The NDP will continue to try and get more changes in the budget as it comes up for subsequent votes, she suggested.

"We’re going to continue to fight for the people of Ontario to get everything we can to make this budget a good one," Horwath told reporters after the vote.

"We wanted the HST off home heating, a fight that we’re still going to fight in this legislature."

If the NDP abstained because they didn't want to vote in favour of a budget that also includes plans to impose a two-year wage freeze on the public sector, they didn't help themselves, said Ontario Federation of Labour president Sid Ryan.

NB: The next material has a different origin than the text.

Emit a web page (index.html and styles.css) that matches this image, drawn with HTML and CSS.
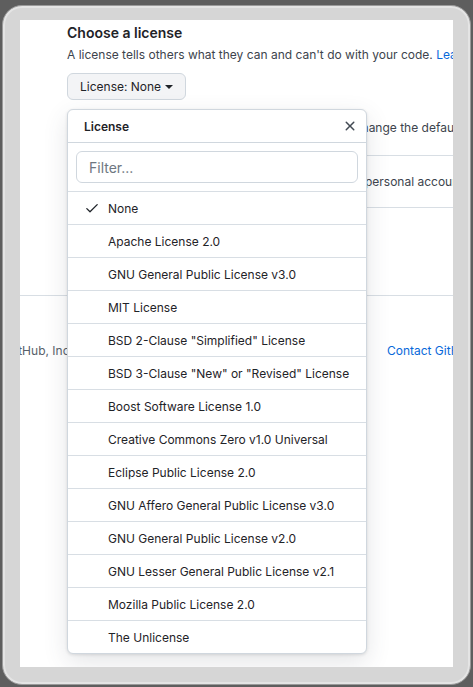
FILE: index.html
```html
<!DOCTYPE html>
<html lang="en">
<head>
<meta charset="utf-8">
<title>Choose a license</title>
<link rel="stylesheet" href="styles.css">
</head>
<body>
<div class="frame">
  <div class="panel">
    <section class="form">
      <h2 class="title">Choose a license</h2>
      <p class="desc">A license tells others what they can and can't do with your code. <a class="link" href="#">Learn more about licenses.</a></p>
      <button class="btn" type="button">License: None <span class="caret"></span></button>
      <p class="note note-1">This will set <b>main</b> as the default branch. Change the default name in your settings.</p>
      <hr class="rule">
      <p class="note note-2">You are creating a public repository in your personal account.</p>
      <hr class="rule rule-2">
    </section>
    <footer class="footer">
      <span class="copy">© 2023 GitHub, Inc.</span>
      <a class="link contact" href="#">Contact GitHub</a>
    </footer>

    <div class="menu">
      <div class="menu-header">
        <span class="menu-title">License</span>
        <svg class="close" width="16" height="16" viewBox="0 0 16 16" aria-hidden="true"><path d="M3.72 3.72a.75.75 0 0 1 1.06 0L8 6.94l3.22-3.22a.749.749 0 0 1 1.275.326.749.749 0 0 1-.215.734L9.06 8l3.220 3.22a.749.749 0 0 1-.326 1.275.749.749 0 0 1-.734-.215L8 9.06l-3.22 3.22a.751.751 0 0 1-1.042-.018.751.751 0 0 1-.018-1.042L6.94 8 3.72 4.78a.75.75 0 0 1 0-1.06Z"/></svg>
      </div>
      <div class="menu-filter">
        <input class="filter" type="text" placeholder="Filter...">
      </div>
      <ul class="items">
        <li class="item"><svg class="check" width="16" height="16" viewBox="0 0 16 16" aria-hidden="true"><path d="M2.8 8.6 6 11.8 13.2 4.6"/></svg><span>None</span></li>
        <li class="item"><span>Apache License 2.0</span></li>
        <li class="item"><span>GNU General Public License v3.0</span></li>
        <li class="item"><span>MIT License</span></li>
        <li class="item"><span>BSD 2-Clause "Simplified" License</span></li>
        <li class="item"><span>BSD 3-Clause "New" or "Revised" License</span></li>
        <li class="item"><span>Boost Software License 1.0</span></li>
        <li class="item"><span>Creative Commons Zero v1.0 Universal</span></li>
        <li class="item"><span>Eclipse Public License 2.0</span></li>
        <li class="item"><span>GNU Affero General Public License v3.0</span></li>
        <li class="item"><span>GNU General Public License v2.0</span></li>
        <li class="item"><span>GNU Lesser General Public License v2.1</span></li>
        <li class="item"><span>Mozilla Public License 2.0</span></li>
        <li class="item"><span>The Unlicense</span></li>
      </ul>
    </div>
  </div>
</div>
</body>
</html>
```

FILE: styles.css
```css
* { box-sizing: border-box; }
html, body { margin: 0; padding: 0; }
body {
  width: 473px;
  height: 687px;
  overflow: hidden;
  background: #5e5e5e;
  font-family: "Inter", "Liberation Sans", sans-serif;
  color: #1f2328;
}
.frame {
  margin: 5px 2px 2px;
  height: 680px;
  border-radius: 20px;
  background: #d6d6d6;
  border: 1px solid #9a9a9a;
  box-shadow: inset 0 0 0 2px #e4e4e4;
  padding: 14px 17px 17px;
}
.panel {
  position: relative;
  height: 647px;
  background: #fff;
  overflow: hidden;
}
.form {
  padding: 3px 0 0 47px;
  white-space: nowrap;
}
.title {
  margin: 0;
  font-size: 14px;
  line-height: 20px;
  font-weight: 600;
}
.desc {
  margin: 3px 0 0;
  font-size: 12px;
  line-height: 18px;
  color: #3d444d;
}
.link { color: #0969da; text-decoration: none; }
.btn {
  margin-top: 9px;
  display: flex;
  align-items: center;
  gap: 4px;
  height: 27px;
  padding: 0 12px;
  border: 1px solid #d0d7de;
  border-radius: 6px;
  background: #f3f4f6;
  font: 12px/1 "Inter", "Liberation Sans", sans-serif;
  color: #1f2328;
}
.caret {
  width: 0; height: 0;
  border-left: 4px solid transparent;
  border-right: 4px solid transparent;
  border-top: 4px solid #1f2328;
}
.note {
  margin: 19px 0 0;
  font-size: 12px;
  line-height: 18px;
  color: #3d444d;
}
.note b { font-weight: 400; }
.note-1 { padding-left: 58px; }
.note-2 { margin-top: 17px; padding-left: 51px; }
.rule {
  margin: 18px 0 0;
  border: 0;
  border-top: 1px solid #d8dee4;
  height: 0;
}
.rule-2 { margin-top: 16px; }
.footer {
  margin-top: 87px;
  border-top: 1px solid #d8dee4;
  padding-top: 46px;
  display: flex;
  font-size: 12px;
  line-height: 18px;
  white-space: nowrap;
}
.copy { color: #57606a; margin-left: -61px; }
.contact { margin-left: auto; margin-right: -21px; }

.menu {
  position: absolute;
  left: 47px;
  top: 89px;
  width: 300px;
  background: #fff;
  border: 1px solid #d0d7de;
  border-radius: 6px;
  box-shadow: 0 1px 3px rgba(31,35,40,0.12), 0 8px 24px rgba(66,74,83,0.14);
  overflow: hidden;
}
.menu-header {
  height: 33px;
  display: flex;
  align-items: center;
  justify-content: space-between;
  padding: 0 8px 0 16px;
  border-bottom: 1px solid #d0d7de;
}
.menu-title { font-size: 12px; font-weight: 600; }
.close { fill: #424a53; }
.menu-filter {
  padding: 8px;
  border-bottom: 1px solid #d8dee4;
}
.filter {
  display: block;
  width: 100%;
  height: 32px;
  padding: 0 12px;
  border: 1px solid #d0d7de;
  border-radius: 6px;
  font: 14px "Inter", "Liberation Sans", sans-serif;
  color: #1f2328;
  background: #fff;
}
.filter::placeholder { color: #6e7781; }
.items { list-style: none; margin: 0; padding: 0; }
.item {
  position: relative;
  height: 33px;
  display: flex;
  align-items: center;
  padding-left: 40px;
  font-size: 12px;
  border-top: 1px solid #d8dee4;
}
.item:first-child { height: 32px; border-top: 0; }
.check {
  position: absolute;
  left: 16px;
  top: 8px;
  fill: none;
  stroke: #1f2328;
  stroke-width: 1.3;
  stroke-linecap: round;
  stroke-linejoin: round;
}
```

"They didn’t please anybody because the effect of abstaining has the same impact, the budget still goes through," said Ryan.

"You’d be better off standing by your convictions and say: 'This is what we negotiated. This is the best we could get and we’re going to vote in favour of it.'"

There was little doubt the budget motion would pass after McGuinty agreed to the NDP's demand to impose a two percentage point surtax on incomes over $500,000.

McGuinty said all of the revenues from what he calls "the NDP surtax" would go towards the $15.2-billion deficit, and promised the tax would be scrapped when the budget is balanced in 2017-18.

However, the Tories aren't convinced the Liberals will use the tax revenue to pay down the deficit, and predicted it would go towards new spending programs.

"I think this tax increase is simply going to pay for spending that they’ve already promised, the full-day kindergarten, the tuition tax rebate, the support for home renovations," said Progressive Conservative Leader Tim Hudak.

"There’s a long list of new spending programs they’ve brought forward that we can’t afford."

Hudak had vowed the Conservatives would vote against the budget as soon as it was introduced, complaining it did not reduce government spending or do anything to help create jobs.